So from one expensive vendor to another? Your boss seems smart. ;-)

What’s the rationale? What do you gain?

systems · 2024-09-26T14:48:55 1727362135

Well, from one VERY expensive vendor, to another considerably less expensive vendor

Also, MSSQL have few things going for it, and surprisingly no one seem to be even trying to catch up

    - Their BI Stacks (PowerBI, SSAS)
    - Their Database Development (SDK) ( https://learn.microsoft.com/en-us/sql/tools/sql-database-projects/sql-database-projects?view=sql-server-ver16 )

The MSSQL BI stack is unmatched , SSAS is the top star of BI cubes and the second option is not even close

SSRS is ok, SSIS is passable , but still both are very decent

PowerBI and family is also the best option for Mid to large (not FAANG large, but just normal large) companies

And finally the GEM that is database projects, you can program your DB changes declaratively, there is nothing like this in the market and again, no one is even trying

The easiest platformt todo evolutionary DB development is MS SQL

I really wish someone will implement DB Projects (dacpac) for Postgresql

gigatexal · 2024-09-26T15:17:16 1727363836

What do you love so about PowerBI? I’ve not looked at it very closely.
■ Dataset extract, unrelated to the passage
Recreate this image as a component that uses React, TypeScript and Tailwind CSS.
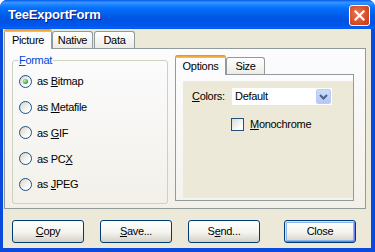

I’ve worked with Tableau and Looker and LookerPro. All of which seemed fine.

Is it a home run if the end users aren’t on Windows or using Excel? I’m thinking about the feature where you can use a SQLServer DB as a data source to Excel.

bradford · 2024-09-26T18:21:32 1727374892

> What do you love so about PowerBI?

For a large portion of my career, the dashboarding solutions I've worked with have followed a similiar model: they provide a presentation layer directly on top of a query of some kind (usually, but not always, a SQL query). This seems like a natural next step for organizations that have a lot of data in one spot, but no obvious way of visualizing it.

But, after implementing and maintaining dashboards/reports constructed in this way, big problems start to arise. The core of the problem is that each dashboard/report/visual is tightly coupled to the datasource that's backing it. This tight coupling leads to many problems which I won't enumerate.

Power BI is great because it can provide an abstraction layer (a semantic model) on top of the many various data sources that might be pushed into a report. You're free to combine data from Excel with msSql or random Json, and it all plays together nicely in the same report. You can do data cleaning in the import stage, and the dimension/fact-tables pattern has been able to solve the wide variety of challenges that I've thrown at it.

All this means that the PowerBI reports I've made have been far more adaptable to changes than the other tightly coupled solutions I've used. (I haven't used Tableau, but my understanding is that it provides similar modeling concepts to decouple the data input from the data origin. I'm not at all familiar with Looker).

[disclaimer, I'm a Microsoft Employee (but I don't work in Power BI)]

jaakl · 2024-09-27T09:30:03 1727429403

The problem of semantic models what I've seen in tools like Looker, Tableau and Qlik (very probably same for PowerBI) is that they are tightly coupled to the tool itself, work within them only. Now you want "modern data system" then you want them decoupled and implemented with an open semantic model which is then accessable by data consumers in Google spreadsheets, Jupyter notebooks and whatever BI/Analytics/reporting tools your stakeholder uses or prefers. There are very new solutions for this like dbt semantic models; their only issue is that they tend to be so fresh that bigger orgs (where they do make most sense) may be shy on implementing them yet. To the original topic - not sure how much PG17 can be used in these stacks, usually much better are analytical databases - BigQuery, Snowflake, maybe Redshift, future (Mother)Duck(db)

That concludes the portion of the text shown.